Time travel is a seemingly inexhaustible trope in speculative fiction. It's a vehicle for exploring the paradox of free will versus fate. It speaks to the hope that we could understand past cultures as they truly were, not only as a projection of present-day concerns. Miranda Hawking, the teenage protagonist of Mack Leonard's science fiction novel All Time, has to grow up fast to grapple with these questions when she's accidentally catapulted from a spaceport in the year 2397 to an English village in 1058.
In the early weeks of contest screening, I read the first chapter of this book and set it aside in the "No" pile because of an excessive number of typos. Phrases were often missing words (e.g. "what was doing" instead of "what he was doing"), or a peculiar preposition was used ("stepping back into the door"). The lyrical, evocative writing and original premise retained a hold on my memory, however, so I returned to the book a couple of months later. Though the errors unfortunately continued throughout, All Time proved to be a well-crafted and fast-paced read.
The Old Master, a nomadic painter in the Dark Ages village, was a special favorite of mine. He lent philosophical depth and a Zen-like sense of humor to this adventure tale. His apparent callousness toward any concern other than artwork masks a great heart that understands what matters most:
"The price of creation is time. Time of your life. The twilight hour you are given to express your individuality and freedom. An artwork is the ashes of your life. Each one you make, you should be prepared to die for." (pg.60)
His nobility contrasts with Brightside, the cyborg-like genius who is Miranda's first crush. Though Brightside has the mental computing power to interface with the AI's that run 24th-century society, emotionally he's your average self-pitying immature guy. Miranda's impulsive attempt to bail him out of trouble leads to the time-travel mishap that lands her in the Dark Ages. Her tenderly evolving romance with the Old Master's apprentice, Friskin, matures her into someone who puts the safety of others ahead of her youthful fantasies.

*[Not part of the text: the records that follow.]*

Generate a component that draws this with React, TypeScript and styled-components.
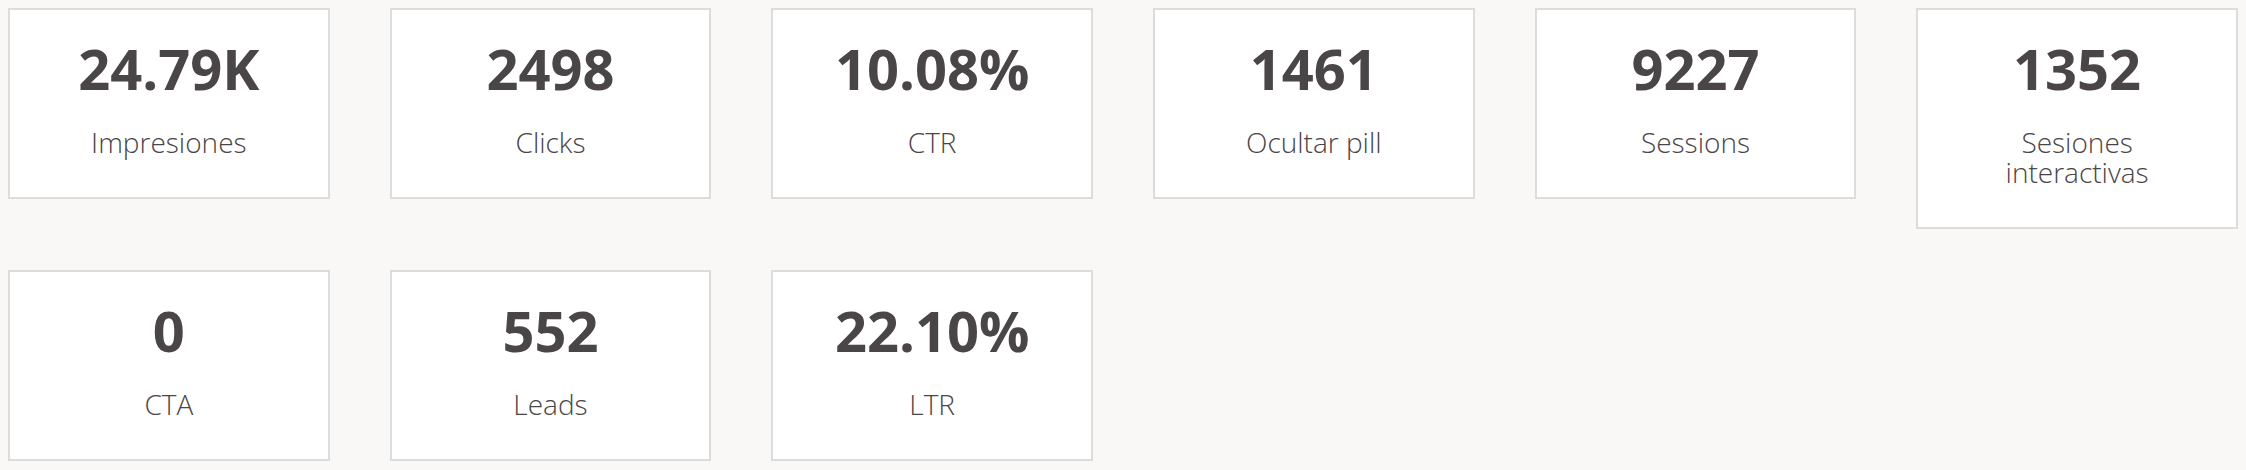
import React from "react";
import styled, { createGlobalStyle } from "styled-components";

const Global = createGlobalStyle`
  html, body {
    margin: 0;
    padding: 0;
    background: #f9f8f6;
  }
  body {
    padding: 8px;
    font-family: "Open Sans", "Noto Sans", sans-serif;
    color: #4a4546;
  }
`;

const Grid = styled.div`
  display: flex;
  flex-wrap: wrap;
  align-items: flex-start;
  gap: 41px 60px;
`;

const Card = styled.div`
  box-sizing: border-box;
  flex: 0 0 calc((100% - 300px) / 6);
  background: #ffffff;
  border: 2px solid #dddcdc;
  padding: 20px 10px 40px;
  text-align: center;
`;

const Value = styled.div`
  font-size: 56px;
  font-weight: 700;
  line-height: 76px;
  color: #4a4546;
`;

const Label = styled.div`
  margin-top: 21px;
  font-size: 28px;
  font-weight: 300;
  line-height: 30px;
  color: #4a4546;
`;

const metrics: { value: string; label: React.ReactNode }[] = [
  { value: "24.79K", label: "Impresiones" },
  { value: "2498", label: "Clicks" },
  { value: "10.08%", label: "CTR" },
  { value: "1461", label: "Ocultar pill" },
  { value: "9227", label: "Sessions" },
  {
    value: "1352",
    label: (
      <>
        Sesiones
        <br />
        interactivas
      </>
    ),
  },
  { value: "0", label: "CTA" },
  { value: "552", label: "Leads" },
  { value: "22.10%", label: "LTR" },
];

export default function App() {
  return (
    <>
      <Global />
      <Grid>
        {metrics.map((m, i) => (
          <Card key={i}>
            <Value>{m.value}</Value>
            <Label>{m.label}</Label>
          </Card>
        ))}
      </Grid>
    </>
  );
}
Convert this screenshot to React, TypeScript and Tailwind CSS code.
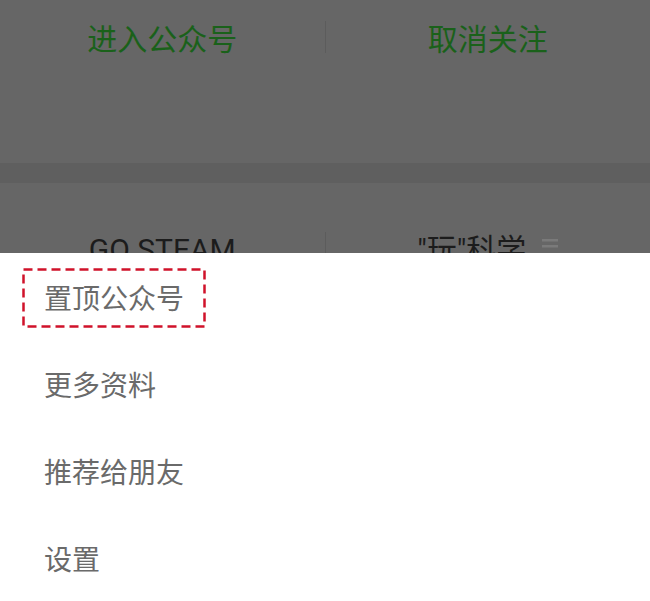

Even if we could skip around in the timeline, All Time implies, there's no substitute for life experience. Miranda learns more from her ordeals—some harrowing, some comical—in Friskin's brutal society than she did in her technologically advanced one.
A few anachronisms in the 11th-century characters' dialogue pulled me out of the story. Even accounting for how Leonard would have to modernize their English to make it comprehensible—no one wants 250 pages of Old English spelling—Friskin shouldn't be saying things like "editorialize" and "validation". Also, at one point we learn that the king is named Edmund Ironside, but the real-world English king with this name only ruled for seven months in 1016.
Though the pacing was generally tight, I wondered if it was a mistake to set nearly all the action in the 1058 timeline. I wanted to know more about the future world that the opening chapters set up, in which channelers like Brightside all eventually have nervous breakdowns from bridging the human and superhuman consciousnesses. This world is governed by an ancient multi-billionaire who will take any risk to extend his lifespan. (Elon Musk, are you taking notes?) This plausible extrapolation from current trends begs for further elaboration. Hopefully there will be a sequel, as the final pages suggest. Leonard did a good job wrapping up this story arc while leaving room for more adventures for these likeable characters.